Short exercise | Copy out the whole listing exactly as written, leaving the pictures behind.

Given information |
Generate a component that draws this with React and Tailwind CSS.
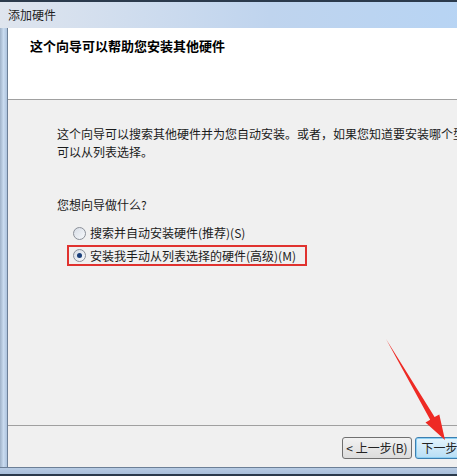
const font = { fontFamily: '"Noto Sans CJK SC", "Liberation Sans", sans-serif' };

const Radio = ({ checked }) => (
  <span className="relative inline-flex w-[13px] h-[13px] shrink-0 rounded-full border border-[#8a8f98] bg-gradient-to-br from-[#d7dde6] to-[#f7f9fb] items-center justify-center">
    {checked && <span className="w-[5px] h-[5px] rounded-full bg-[#1a3f7a]" />}
  </span>
);

const App = () => {
  return (
    <div className="relative w-[457px] h-[476px] overflow-hidden bg-[#c3d5ea]" style={font}>
      <div className="w-[540px] h-full flex flex-col">
        {/* title bar */}
        <div className="h-[28px] shrink-0 border-t-2 border-[#2b3a4c] bg-gradient-to-r from-[#dfe5ee] via-[#bfd4ee] to-[#b4d4f6] flex items-center pl-[8px]">
          <span className="text-[12px] text-[#1e1e1e] leading-none">添加硬件</span>
        </div>
        <div className="flex flex-1 min-h-0">
          <div className="w-[8px] shrink-0 bg-gradient-to-r from-[#9fb2c8] via-[#c9dbef] to-[#aec4de] border-r border-[#6c7f96]" />
          <div className="flex-1 flex flex-col">
            {/* header */}
            <div className="h-[72px] shrink-0 bg-white border-b border-[#a0a0a0] pl-[22px] pt-[10px]">
              <div className="text-[13px] font-bold text-black leading-[16px]">这个向导可以帮助您安装其他硬件</div>
            </div>
            {/* body */}
            <div className="flex-1 bg-[#f0f0f0] pl-[49px] pt-[25px] text-[12px] text-[#1b1b1b] leading-[18px] border-b border-[#a0a0a0]">
              <p className="whitespace-nowrap">这个向导可以搜索其他硬件并为您自动安装。或者，如果您知道要安装哪个型号的硬件，</p>
              <p>可以从列表选择。</p>
              <p className="mt-[35px]">您想向导做什么?</p>
              <div className="mt-[10px] ml-[16px] flex items-center gap-[4px] h-[18px]">
                <Radio />
                <span>搜索并自动安装硬件(推荐)(S)</span>
              </div>
              <div className="mt-[3px] ml-[10px] w-[240px] h-[21px] border-2 border-[#e0322f] flex items-center gap-[4px] pl-[4px]">
                <Radio checked />
                <span>安装我手动从列表选择的硬件(高级)(M)</span>
              </div>
            </div>
            {/* footer */}
            <div className="h-[41px] shrink-0 bg-[#f0f0f0] flex items-start pt-[11px] pl-[334px] gap-[3px]">
              <button className="w-[70px] h-[22px] rounded-[3px] border border-[#707070] bg-gradient-to-b from-[#f2f2f2] to-[#dcdcdc] text-[12px] text-[#222] leading-none">
                &lt; 上一步(B)
              </button>
              <button className="w-[75px] h-[22px] rounded-[3px] border border-[#3c7fb1] bg-gradient-to-b from-[#e5f4fc] to-[#b7def5] text-[12px] text-[#222] leading-none shadow-[inset_0_0_0_1px_#8ed0f3]">
                下一步(N) &gt;
              </button>
            </div>
          </div>
        </div>
        {/* bottom frame */}
        <div className="h-[9px] shrink-0 border-t border-[#6c7f96] bg-gradient-to-b from-[#b7cbe3] to-[#a9bfda] border-b-2 border-b-[#2b3a4c]" />
      </div>

      {/* annotation arrow */}
      <svg className="absolute left-0 top-0 pointer-events-none" width="457" height="476">
        <polygon
          points="386,339 434.6,417.1 439.3,414.4 445,440 425.5,422.4 430.2,419.7"
          fill="#ee2a24"
        />
      </svg>
    </div>
  );
};

export default App;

Task output |
Generate a component that draws this with React and Tailwind CSS.
const font = { fontFamily: '"Noto Sans CJK SC", "Liberation Sans", sans-serif' };

const Radio = ({ checked }) => (
  <span className="relative inline-flex w-[13px] h-[13px] shrink-0 rounded-full border border-[#8a8f98] bg-gradient-to-br from-[#d7dde6] to-[#f7f9fb] items-center justify-center">
    {checked && <span className="w-[5px] h-[5px] rounded-full bg-[#1a3f7a]" />}
  </span>
);

const App = () => {
  return (
    <div className="relative w-[457px] h-[476px] overflow-hidden bg-[#c3d5ea]" style={font}>
      <div className="w-[540px] h-full flex flex-col">
        {/* title bar */}
        <div className="h-[28px] shrink-0 border-t-2 border-[#2b3a4c] bg-gradient-to-r from-[#dfe5ee] via-[#bfd4ee] to-[#b4d4f6] flex items-center pl-[8px]">
          <span className="text-[12px] text-[#1e1e1e] leading-none">添加硬件</span>
        </div>
        <div className="flex flex-1 min-h-0">
          <div className="w-[8px] shrink-0 bg-gradient-to-r from-[#9fb2c8] via-[#c9dbef] to-[#aec4de] border-r border-[#6c7f96]" />
          <div className="flex-1 flex flex-col">
            {/* header */}
            <div className="h-[72px] shrink-0 bg-white border-b border-[#a0a0a0] pl-[22px] pt-[10px]">
              <div className="text-[13px] font-bold text-black leading-[16px]">这个向导可以帮助您安装其他硬件</div>
            </div>
            {/* body */}
            <div className="flex-1 bg-[#f0f0f0] pl-[49px] pt-[25px] text-[12px] text-[#1b1b1b] leading-[18px] border-b border-[#a0a0a0]">
              <p className="whitespace-nowrap">这个向导可以搜索其他硬件并为您自动安装。或者，如果您知道要安装哪个型号的硬件，</p>
              <p>可以从列表选择。</p>
              <p className="mt-[35px]">您想向导做什么?</p>
              <div className="mt-[10px] ml-[16px] flex items-center gap-[4px] h-[18px]">
                <Radio />
                <span>搜索并自动安装硬件(推荐)(S)</span>
              </div>
              <div className="mt-[3px] ml-[10px] w-[240px] h-[21px] border-2 border-[#e0322f] flex items-center gap-[4px] pl-[4px]">
                <Radio checked />
                <span>安装我手动从列表选择的硬件(高级)(M)</span>
              </div>
            </div>
            {/* footer */}
            <div className="h-[41px] shrink-0 bg-[#f0f0f0] flex items-start pt-[11px] pl-[334px] gap-[3px]">
              <button className="w-[70px] h-[22px] rounded-[3px] border border-[#707070] bg-gradient-to-b from-[#f2f2f2] to-[#dcdcdc] text-[12px] text-[#222] leading-none">
                &lt; 上一步(B)
              </button>
              <button className="w-[75px] h-[22px] rounded-[3px] border border-[#3c7fb1] bg-gradient-to-b from-[#e5f4fc] to-[#b7def5] text-[12px] text-[#222] leading-none shadow-[inset_0_0_0_1px_#8ed0f3]">
                下一步(N) &gt;
              </button>
            </div>
          </div>
        </div>
        {/* bottom frame */}
        <div className="h-[9px] shrink-0 border-t border-[#6c7f96] bg-gradient-to-b from-[#b7cbe3] to-[#a9bfda] border-b-2 border-b-[#2b3a4c]" />
      </div>

      {/* annotation arrow */}
      <svg className="absolute left-0 top-0 pointer-events-none" width="457" height="476">
        <polygon
          points="386,339 434.6,417.1 439.3,414.4 445,440 425.5,422.4 430.2,419.7"
          fill="#ee2a24"
        />
      </svg>
    </div>
  );
};

export default App;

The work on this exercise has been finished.